Emmie licked her paw off and on for a couple of hours. Have you washed Rudy's paw yet? If not, I recommend you do so and carefully palpate the paw to make sure there's no stinger left behind. Good luck!


----------



## Tux's Mom (May 24, 2016)

MarinaGirl said:


> Emmie is doing much better! She was miserable for a few hours but now seems fine except for a slight limp, which I expect will improve as the day goes on. Her heart rate is normal too. I called the vet right when they opened and they were supposed to call me back with the Benadryl dosage for an 8 lb dog but then she seemed okay.
> 
> To the best of my knowledge this is the first time she's been stung. Good news is she didn't have an allergic/anaphylactic reaction.


I know for a fact that slicing a whole onion and putting it on a sting for a human, works miracles. It takes the sting out within a minute or two, and it never swells. I never tried it on a dog, but I can't imagine that it would hurt.


----------



## Lisa T. (Feb 5, 2015)

Rudy is feeling better. He's just s little hesitant to go on the grass.


----------



## MarinaGirl (Mar 25, 2012)

Lisa T. said:


> Rudy is feeling better.

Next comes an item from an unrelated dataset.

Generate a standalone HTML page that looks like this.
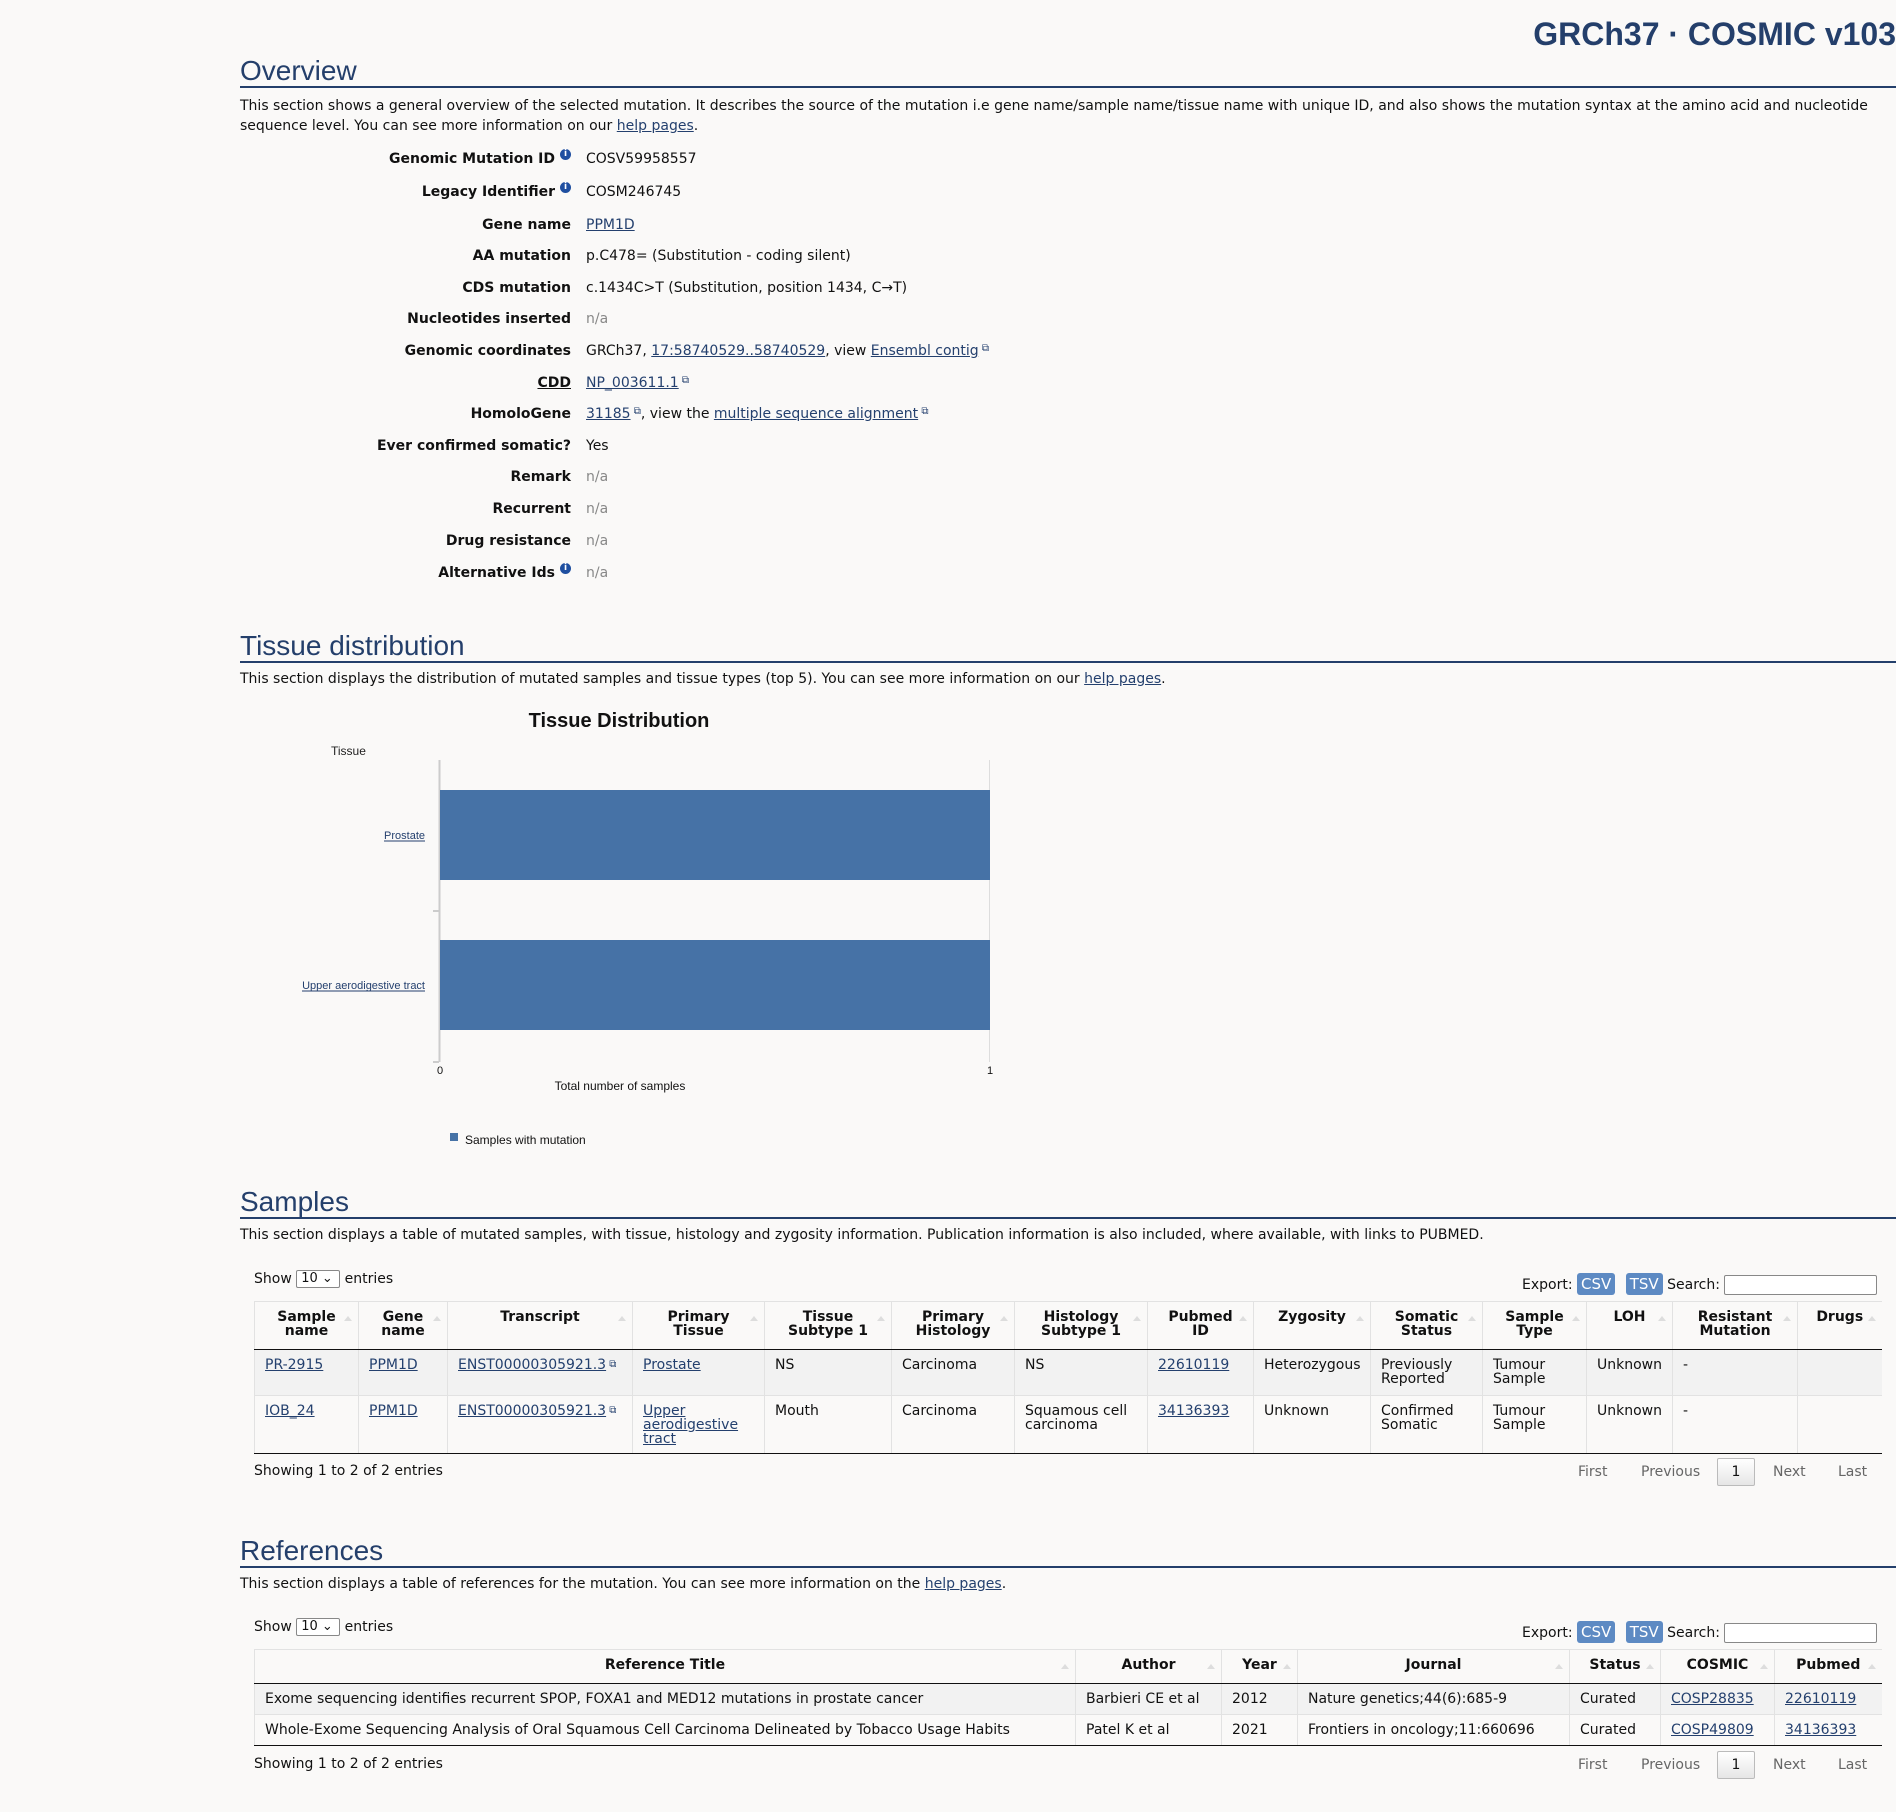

He's just s little hesitant to go on the grass.


Poor baby. I hope Rudy gets over his grass worry soon. Glad to hear he's feeling better.


----------



## ShamaMama (Jul 27, 2015)

You guys are starting to freak me out. Our big adventure with Shama last week was removing her first tick. It was really big, and Shama is really small, and neither my husband nor I do well with insects . . .


----------